I’m blogging from Camden, Maine, at the wonderful Pop!Tech conference. This year’s a special treat. My wife, the lovely Velveteen Rabbi, and I are team-blogging, trading off posts. You can read her posts on her website, or just read all of ours on the Pop!Tech site, where Michelle Riggen-Ransom has been doing brilliant work thus far. There’s lots of bloggers in the crowd and on twitter – follow the #poptech tag for lots of different perspectives.
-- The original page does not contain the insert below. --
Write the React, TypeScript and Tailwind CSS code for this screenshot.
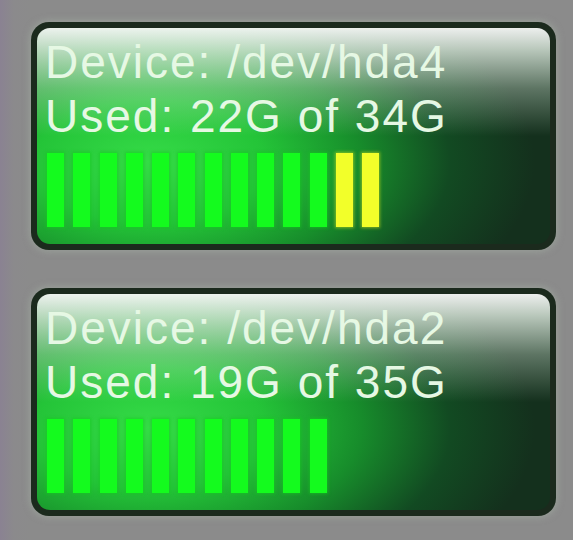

The afternoon’s session focuses on energy – conservation, solar energy, and the energy of of live performance. If you were listening to east coast hip-hop in the late 1990s, you know the name John Forté. He wrote two songs for the Fugees’ breakthrough album, “The Score”, and launched a solo career… with a major interuption. In 2000, he was arrested with a briefcase containing a large quantity of liquid cocaine, convicted of conspiracy to distribute and sentenced to 14 years in prison. Thanks to intervention of Senator Orren Hatch and President George W. Bush, his sentence was commuted.
John Forté, photo by Kris Krüg
It’s a treat to be introduced as a singer-songwriter, Forté tells us, because he was a rapper, selling lots of records… “until I was not.” He’s unflinching about the fact that the failure of his rap career led him to getting involved with drug trafficking. Released last year, he’s building a new identity and new career “as a guy with a guitar.” In this new incarnation, he sings a cover of Kate Bush’s “Deal With God” with versus replaced by his rhymes: one line starts, “Ressurected on my 33rd, seven years was sufficient, God…” It’s a hell of a cover – you can hear a version here.
His new songs are confessional, raw, stripped down and literate, with a songs like one with a hook “I John who am also your brother”. He closes his set with “The Breaking of a Man”, a poetic interpretation of his arrest and time in prison. It, and his new and old work, are well worth your time for a close listen – Forté’s not just performing these days. He’s working with youth, writing a book and trying to be honest about his missteps, helping others avoid the mistakes he made.